Está claro que el caso de Saeed Hanaei es atractivo para el cine: antes de esta película de Ali Abbasi -director iraní que estudió en Suecia y vive hace años en Dinamarca- hubo otra ficción y un documental que lo utilizaron como eje, aprovechando el impacto internacional que produjo, su peso simbólico como reflejo de un problema que en la actualidad es de agenda permanente en Oriente y Occidente -la violencia contra las mujeres- y las características macabras de una historia criminal de esas que hemos visto más de una vez con el sello de Hollywood (por ejemplo en el cine de David Fincher).
El de Abbasi -a quien HBO le confió recientemente la dirección de dos capítulos de su poderoso tanque The Last of Us- es un enfoque que combina los códigos del thriller con la denuncia explícita sin alcanzar un resultado del todo convincente. Funciona más o menos bien cuando el hilo conductor es la recreación ficcional de la doble vida de un psicópata que mató dieciséis mujeres en Teherán sin abandonar su rutina como trabajador de la construcción ni su ordenada vida familiar.
Esa dualidad del personaje, heredera como tantas otras de aquella tan influyente que imaginó Stevenson a fines del siglo XIX cuando publicó su novela El extraño caso del doctor Jekyll y el señor Hyde, está bien trabajada: los fanáticos suelen ver enemigos y sospechosos en todas partes, y esa paranoia alienta su inclinación a permanecer en las sombras, como queda patente en el tenso y sugestivo comportamiento del protagonista.
Exveterano de la guerra entre Irán e Irak que abarcó casi toda la década del 80, Hanaei se lamentaba de no haberse redimido como un mártir y consideraba que en su ciudad hacía falta “limpiar las calles” a cualquier costo. Condenado por la justicia de su país, igual fue celebrado como héroe por los sectores más reaccionarios de la sociedad.
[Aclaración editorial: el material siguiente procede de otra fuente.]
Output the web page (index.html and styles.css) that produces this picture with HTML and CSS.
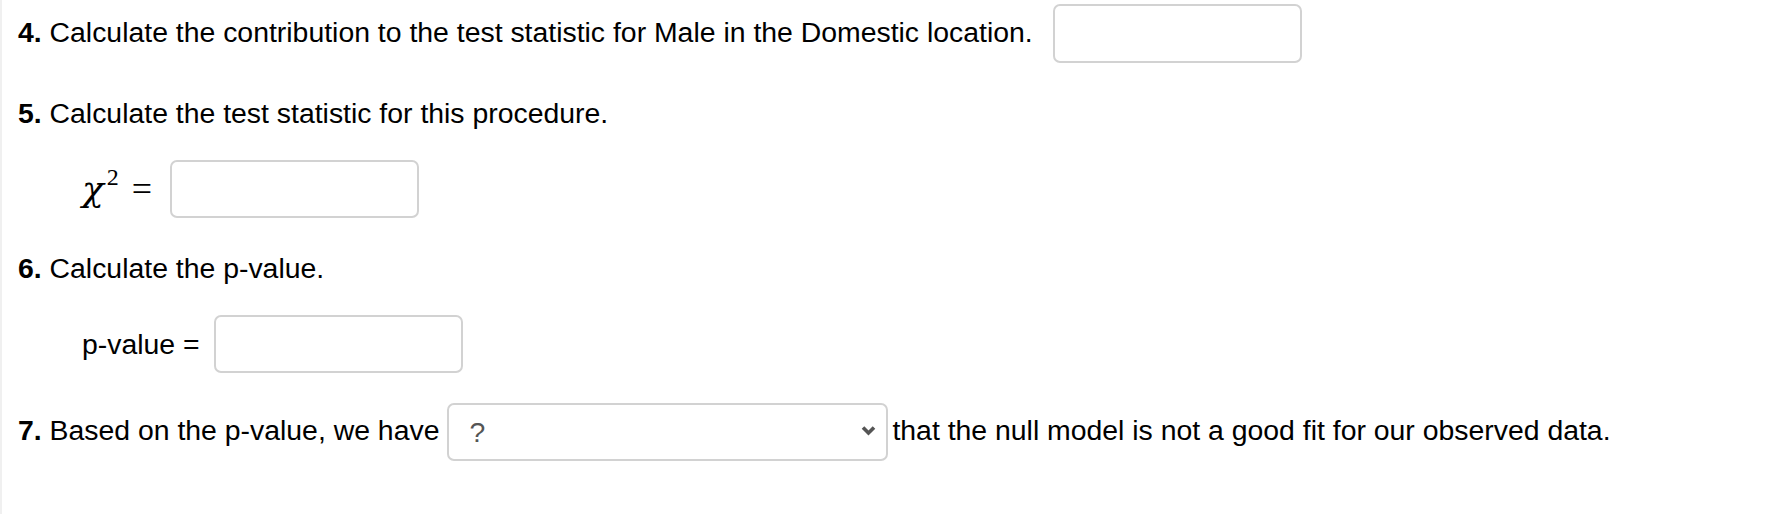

En su recreación, Abbasi encapsula la brutalidad de ese aval irreflexivo en la actitud mafiosa de la familia, que apoya incondicionalmente al patriarca con la convicción férrea que exige la lógica teocrática.
Pero en la necesidad de incorporar algunos andamiajes ya reconocidos como fórmula para crear una atmósfera de suspenso que no dependa de la intriga pero se ajuste al canon del cine de entretenimiento, la película le inventa al villano dos oponentes muy estereotipados que protagonizan las escenas más convencionales y menos verosímiles del film: una periodista tan intrépida como para encerrarse en un cuarto con el asesino sin más proteccion que un diminuto cuchillo y su solitario aliado, un colega crédulo y atemorizado.
Esas decisiones de Abassi, destinadas a aligerar un relato que luce mejor en su faceta más cruda y a remarcar el rol de una heroína modélica que corporiza un reclamo naturalmente extendido en un mundo globalizado, son menos eficaces que su capacidad para explorar los pliegues de lo monstruoso, probada con creces en la estimulante extravagancia de Border (2018), sin dudas su obra más consumada, y más discretamente en el preciosista terror psicológico de Shelley (2016).